Stored data entries
= = =

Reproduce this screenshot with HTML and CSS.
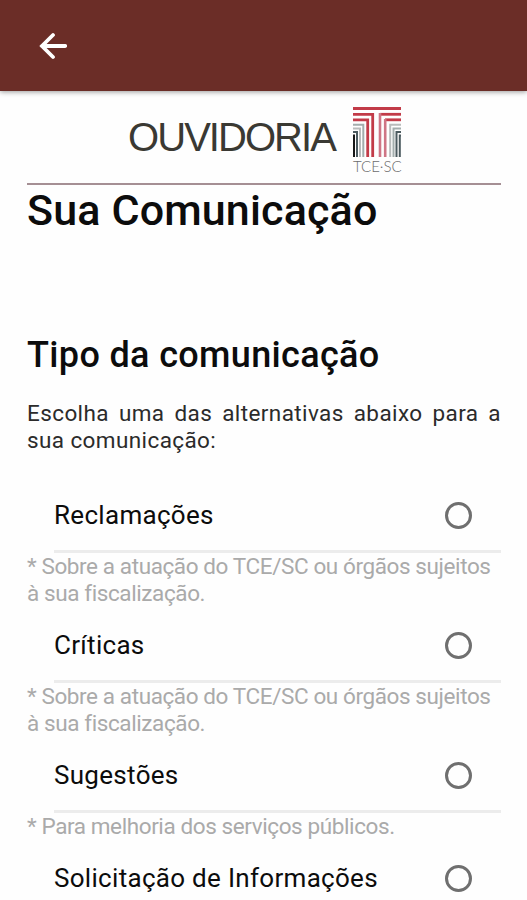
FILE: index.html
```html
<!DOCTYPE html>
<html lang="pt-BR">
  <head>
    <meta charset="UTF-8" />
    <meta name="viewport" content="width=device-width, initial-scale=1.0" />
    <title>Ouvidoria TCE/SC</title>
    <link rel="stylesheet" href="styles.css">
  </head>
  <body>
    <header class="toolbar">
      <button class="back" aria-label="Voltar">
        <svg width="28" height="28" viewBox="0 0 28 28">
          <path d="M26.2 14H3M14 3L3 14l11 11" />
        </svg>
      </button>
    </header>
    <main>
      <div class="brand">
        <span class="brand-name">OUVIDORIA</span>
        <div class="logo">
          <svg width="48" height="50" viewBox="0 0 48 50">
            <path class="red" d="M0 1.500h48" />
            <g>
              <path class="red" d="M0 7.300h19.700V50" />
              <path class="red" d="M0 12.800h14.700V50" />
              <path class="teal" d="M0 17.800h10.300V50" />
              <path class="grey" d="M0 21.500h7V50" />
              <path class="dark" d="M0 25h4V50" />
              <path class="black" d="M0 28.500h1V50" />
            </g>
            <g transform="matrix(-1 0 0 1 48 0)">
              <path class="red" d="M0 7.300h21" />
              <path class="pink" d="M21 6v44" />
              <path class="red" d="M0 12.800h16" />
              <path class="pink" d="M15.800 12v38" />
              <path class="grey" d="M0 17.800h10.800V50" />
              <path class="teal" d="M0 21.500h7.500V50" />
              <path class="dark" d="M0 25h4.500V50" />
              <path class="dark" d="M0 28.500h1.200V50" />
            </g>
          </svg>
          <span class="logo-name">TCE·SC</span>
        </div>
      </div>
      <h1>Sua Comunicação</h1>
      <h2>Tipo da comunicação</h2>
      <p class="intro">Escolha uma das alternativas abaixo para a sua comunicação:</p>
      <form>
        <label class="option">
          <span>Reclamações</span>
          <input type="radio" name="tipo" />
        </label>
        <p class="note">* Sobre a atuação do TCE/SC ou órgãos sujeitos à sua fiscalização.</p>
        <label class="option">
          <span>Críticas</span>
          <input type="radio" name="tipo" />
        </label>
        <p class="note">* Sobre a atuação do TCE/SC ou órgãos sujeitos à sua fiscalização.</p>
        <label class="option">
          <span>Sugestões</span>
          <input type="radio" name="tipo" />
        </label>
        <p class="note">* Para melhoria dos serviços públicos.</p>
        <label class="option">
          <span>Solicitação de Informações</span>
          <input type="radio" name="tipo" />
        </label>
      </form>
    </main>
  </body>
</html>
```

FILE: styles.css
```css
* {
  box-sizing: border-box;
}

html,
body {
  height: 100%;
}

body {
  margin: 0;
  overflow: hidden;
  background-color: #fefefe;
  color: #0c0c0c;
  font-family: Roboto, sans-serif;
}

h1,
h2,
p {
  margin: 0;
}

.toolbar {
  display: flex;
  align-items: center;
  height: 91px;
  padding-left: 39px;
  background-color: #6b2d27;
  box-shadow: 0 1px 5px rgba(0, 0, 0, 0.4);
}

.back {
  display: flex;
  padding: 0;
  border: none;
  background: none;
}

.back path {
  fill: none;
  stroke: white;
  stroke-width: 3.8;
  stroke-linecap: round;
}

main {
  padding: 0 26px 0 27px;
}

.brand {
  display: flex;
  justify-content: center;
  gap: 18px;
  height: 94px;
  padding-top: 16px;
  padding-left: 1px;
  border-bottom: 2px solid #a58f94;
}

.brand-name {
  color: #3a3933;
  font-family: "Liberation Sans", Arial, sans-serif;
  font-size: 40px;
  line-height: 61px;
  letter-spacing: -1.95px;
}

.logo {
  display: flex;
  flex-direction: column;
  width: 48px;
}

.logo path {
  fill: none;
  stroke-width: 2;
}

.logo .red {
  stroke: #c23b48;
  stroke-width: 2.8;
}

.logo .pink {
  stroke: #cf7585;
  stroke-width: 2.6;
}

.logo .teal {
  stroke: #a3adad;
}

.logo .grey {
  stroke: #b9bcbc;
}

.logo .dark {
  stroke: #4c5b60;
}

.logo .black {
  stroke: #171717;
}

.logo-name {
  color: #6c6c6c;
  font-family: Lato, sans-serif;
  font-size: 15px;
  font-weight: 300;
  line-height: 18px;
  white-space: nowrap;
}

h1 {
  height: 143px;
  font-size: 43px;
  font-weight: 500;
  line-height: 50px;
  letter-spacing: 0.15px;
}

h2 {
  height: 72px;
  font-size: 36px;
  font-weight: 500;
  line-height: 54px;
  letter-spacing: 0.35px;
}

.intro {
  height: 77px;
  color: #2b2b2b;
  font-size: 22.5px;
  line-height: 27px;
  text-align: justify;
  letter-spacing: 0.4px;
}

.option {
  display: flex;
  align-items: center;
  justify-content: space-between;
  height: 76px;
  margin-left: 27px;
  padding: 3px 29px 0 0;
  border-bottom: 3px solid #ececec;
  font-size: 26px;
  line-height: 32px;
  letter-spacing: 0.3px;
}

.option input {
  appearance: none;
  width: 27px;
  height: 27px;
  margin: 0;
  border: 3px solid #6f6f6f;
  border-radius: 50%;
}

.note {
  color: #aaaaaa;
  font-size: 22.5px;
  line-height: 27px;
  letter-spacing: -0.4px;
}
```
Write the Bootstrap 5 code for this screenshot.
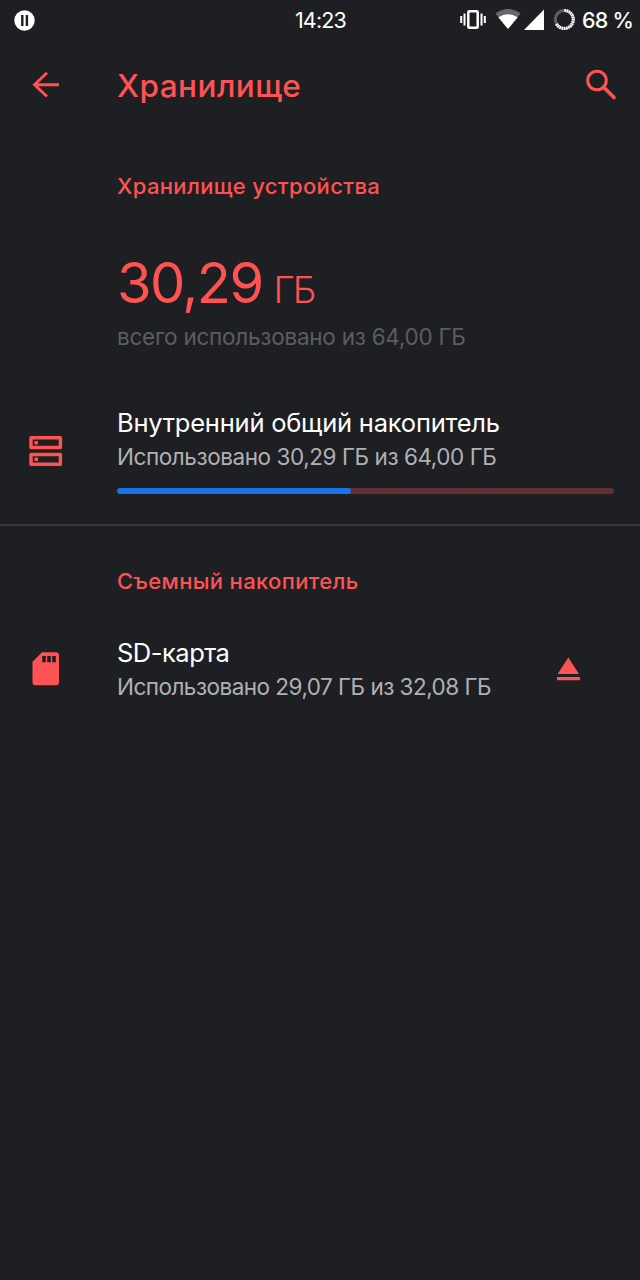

= = =

● **Aim of the task**: Print each of the records above exactly as written, leaving no picture in the copy.

● **Completed exercise**:
Reproduce this screenshot with HTML and CSS.
FILE: index.html
```html
<!DOCTYPE html>
<html lang="pt-BR">
  <head>
    <meta charset="UTF-8" />
    <meta name="viewport" content="width=device-width, initial-scale=1.0" />
    <title>Ouvidoria TCE/SC</title>
    <link rel="stylesheet" href="styles.css">
  </head>
  <body>
    <header class="toolbar">
      <button class="back" aria-label="Voltar">
        <svg width="28" height="28" viewBox="0 0 28 28">
          <path d="M26.2 14H3M14 3L3 14l11 11" />
        </svg>
      </button>
    </header>
    <main>
      <div class="brand">
        <span class="brand-name">OUVIDORIA</span>
        <div class="logo">
          <svg width="48" height="50" viewBox="0 0 48 50">
            <path class="red" d="M0 1.500h48" />
            <g>
              <path class="red" d="M0 7.300h19.700V50" />
              <path class="red" d="M0 12.800h14.700V50" />
              <path class="teal" d="M0 17.800h10.300V50" />
              <path class="grey" d="M0 21.500h7V50" />
              <path class="dark" d="M0 25h4V50" />
              <path class="black" d="M0 28.500h1V50" />
            </g>
            <g transform="matrix(-1 0 0 1 48 0)">
              <path class="red" d="M0 7.300h21" />
              <path class="pink" d="M21 6v44" />
              <path class="red" d="M0 12.800h16" />
              <path class="pink" d="M15.800 12v38" />
              <path class="grey" d="M0 17.800h10.800V50" />
              <path class="teal" d="M0 21.500h7.500V50" />
              <path class="dark" d="M0 25h4.500V50" />
              <path class="dark" d="M0 28.500h1.200V50" />
            </g>
          </svg>
          <span class="logo-name">TCE·SC</span>
        </div>
      </div>
      <h1>Sua Comunicação</h1>
      <h2>Tipo da comunicação</h2>
      <p class="intro">Escolha uma das alternativas abaixo para a sua comunicação:</p>
      <form>
        <label class="option">
          <span>Reclamações</span>
          <input type="radio" name="tipo" />
        </label>
        <p class="note">* Sobre a atuação do TCE/SC ou órgãos sujeitos à sua fiscalização.</p>
        <label class="option">
          <span>Críticas</span>
          <input type="radio" name="tipo" />
        </label>
        <p class="note">* Sobre a atuação do TCE/SC ou órgãos sujeitos à sua fiscalização.</p>
        <label class="option">
          <span>Sugestões</span>
          <input type="radio" name="tipo" />
        </label>
        <p class="note">* Para melhoria dos serviços públicos.</p>
        <label class="option">
          <span>Solicitação de Informações</span>
          <input type="radio" name="tipo" />
        </label>
      </form>
    </main>
  </body>
</html>
```

FILE: styles.css
```css
* {
  box-sizing: border-box;
}

html,
body {
  height: 100%;
}

body {
  margin: 0;
  overflow: hidden;
  background-color: #fefefe;
  color: #0c0c0c;
  font-family: Roboto, sans-serif;
}

h1,
h2,
p {
  margin: 0;
}

.toolbar {
  display: flex;
  align-items: center;
  height: 91px;
  padding-left: 39px;
  background-color: #6b2d27;
  box-shadow: 0 1px 5px rgba(0, 0, 0, 0.4);
}

.back {
  display: flex;
  padding: 0;
  border: none;
  background: none;
}

.back path {
  fill: none;
  stroke: white;
  stroke-width: 3.8;
  stroke-linecap: round;
}

main {
  padding: 0 26px 0 27px;
}

.brand {
  display: flex;
  justify-content: center;
  gap: 18px;
  height: 94px;
  padding-top: 16px;
  padding-left: 1px;
  border-bottom: 2px solid #a58f94;
}

.brand-name {
  color: #3a3933;
  font-family: "Liberation Sans", Arial, sans-serif;
  font-size: 40px;
  line-height: 61px;
  letter-spacing: -1.95px;
}

.logo {
  display: flex;
  flex-direction: column;
  width: 48px;
}

.logo path {
  fill: none;
  stroke-width: 2;
}

.logo .red {
  stroke: #c23b48;
  stroke-width: 2.8;
}

.logo .pink {
  stroke: #cf7585;
  stroke-width: 2.6;
}

.logo .teal {
  stroke: #a3adad;
}

.logo .grey {
  stroke: #b9bcbc;
}

.logo .dark {
  stroke: #4c5b60;
}

.logo .black {
  stroke: #171717;
}

.logo-name {
  color: #6c6c6c;
  font-family: Lato, sans-serif;
  font-size: 15px;
  font-weight: 300;
  line-height: 18px;
  white-space: nowrap;
}

h1 {
  height: 143px;
  font-size: 43px;
  font-weight: 500;
  line-height: 50px;
  letter-spacing: 0.15px;
}

h2 {
  height: 72px;
  font-size: 36px;
  font-weight: 500;
  line-height: 54px;
  letter-spacing: 0.35px;
}

.intro {
  height: 77px;
  color: #2b2b2b;
  font-size: 22.5px;
  line-height: 27px;
  text-align: justify;
  letter-spacing: 0.4px;
}

.option {
  display: flex;
  align-items: center;
  justify-content: space-between;
  height: 76px;
  margin-left: 27px;
  padding: 3px 29px 0 0;
  border-bottom: 3px solid #ececec;
  font-size: 26px;
  line-height: 32px;
  letter-spacing: 0.3px;
}

.option input {
  appearance: none;
  width: 27px;
  height: 27px;
  margin: 0;
  border: 3px solid #6f6f6f;
  border-radius: 50%;
}

.note {
  color: #aaaaaa;
  font-size: 22.5px;
  line-height: 27px;
  letter-spacing: -0.4px;
}
```
Write the Bootstrap 5 code for this screenshot.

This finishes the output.